The statute of limitations for a conspiracy claim is one year. 42 U.S.C. § 1986. The statute of limitations for §§ 1983 and 1985 claims is the same as the state statute of limitation for personal injury actions, which in this case is two years. See Wilson v. Garcia, 471 U.S. 261, 276, 280, 105 S.Ct. 1938, 85 L.Ed.2d 254 (1985); Ariz. Rev.Stat. § 12-542. Crawford filed her complaint on August 9, 1996. For purposes of § 1986, she therefore must allege a discrete discriminatory act occurring between August 9, 1995 and August 9, 1996. For purposes of §§ 1983 and 1985, she must allege a discrete discriminatory act occurring betweén August 9, 1994 and August 9,1996.

Under Morgan and RK Ventures, the 1992 search of Crawford’s house and the 1994 repossession of her car are time-barred and therefore not actionable. The 1996 stop, however, is actionable. We may consider the 1992 search and the 1994 repossession only as background evidence of unconstitutional motive for purposes of proving Crawford’s §§ 1983, 1985, and 1986 claims. See RK Ventures, 307 F.3d at 1062.

II.

The only defendant left in this action is the City. To hold the City hable under § 1983, Crawford must “demonstrate that, through its deliberate conduct, the municipality was the ‘moving force’ behind the injury alleged.” Bd. of the County Comm’r v. Brown, 520 U.S. 397, 404, 117 S.Ct. 1382, 137 L.Ed.2d 626 (1997) (emphasis in original).
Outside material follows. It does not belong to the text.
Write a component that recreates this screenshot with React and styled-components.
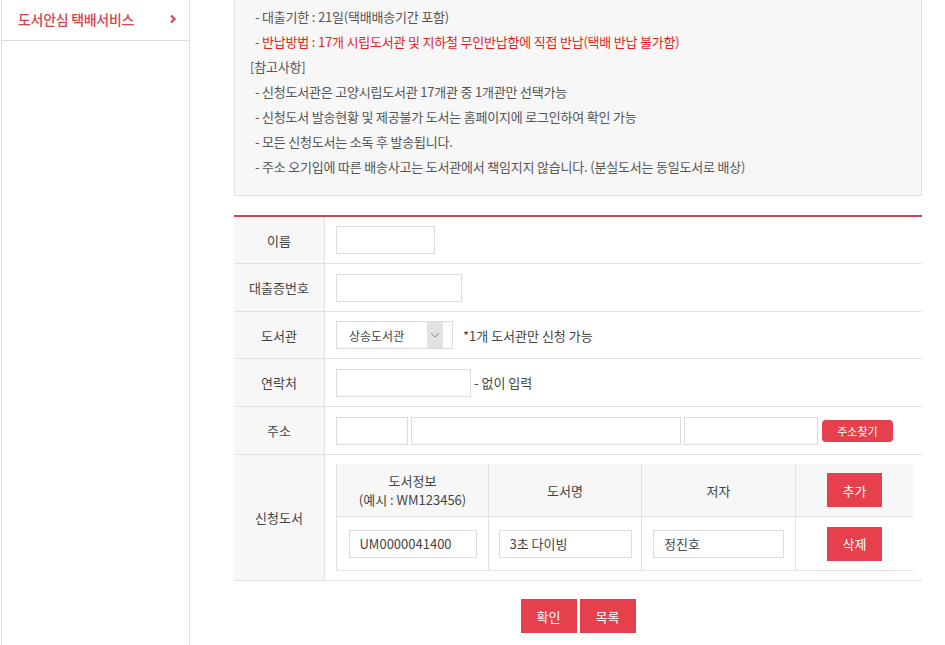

We hold that on the basis of the 1996 stop, Crawford has failed to create genuine issues of material fact as to a policy or custom on the part of the City to violate her and other women’s constitutional rights, as to discriminatory intent, and as to the presence of a conspiracy to harass and intimidate her and other women. Nor has Crawford raised genuine issues of material fact relating to the City’s alleged deliberate indifference to police officers’ potential violations of women’s constitutional rights. See City of Canton v. Harris, 489 U.S. 378, 389, 109 S.Ct. 1197, 103 L.Ed.2d 412 (1989) (holding that failure to train may serve as the basis for liability “[o]nly where [it] reflects a ‘deliberate’ or ‘conscious’ choice by a municipality—a ‘policy’ as defined by our prior cases”); Rubalcava v. City of Los Angeles, 167 F.3d 514, 525 (9th Cir.1999) (noting that deliberate indifference must be “purposeful” and “substantial in nature” (internal quotation marks and citations omitted)).

III.

We review a district court’s award of attorneys’ fees for an abuse of discretion. See Labotest, Inc. v. Bonta, 297 F.3d 892, 893 (9th Cir.2002); Webb v. Ada County, 285 F.3d 829, 834 (9th Cir.2002). “A prevailing defendant should not routinely be awarded attorneys’ fees simply because he has succeeded, but rather only where the action is found to be ‘unreasonable, frivolous, meritless, or vexatious.’ ” Vernon v. City of Los Angeles, 27 F.3d 1385, 1402 (9th Cir.1994) (quoting Roberts v. Spalding, 783 F.2d 867, 874 (9th Cir.1986)). We agree with the district court that Crawford’s conspiracy and equal protection claims, although not sufficient to withstand *325summary judgment, were not “frivolous” or “vexatious.” Accordingly, it was proper for the district court to decline to award attorneys’ fees under 42 U.S.C. § 1988, 28 U.S.C. § 1927, and under its inherent powers with respect to these claims. See Fink v. Gomez, 239 F.3d 989, 993-94 (9th Cir.2001) (holding that sanctions are available under the court’s inherent powers if the court finds “bad faith or conduct tantamount to bad faith” or “recklessness when combined with an additional factor such as frivolousness, harassment, or an improper purpose”); B.K.B. v. Maui Police Dep’t, 276 F.3d 1091, 1107 (9th Cir.2002) (applying Fink and holding that § 1927 requires a finding of recklessness or bad faith).

IV.

For the foregoing reasons, the district court’s judgment is AFFIRMED.

This disposition is not appropriate for publication and may not be cited to or by the courts of this circuit except as provided by Ninth Circuit Rule 36-3.

. The Court essentially rejected the continuing violations doctrine except as it may apply to hostile work environment claims, which are not at issue here.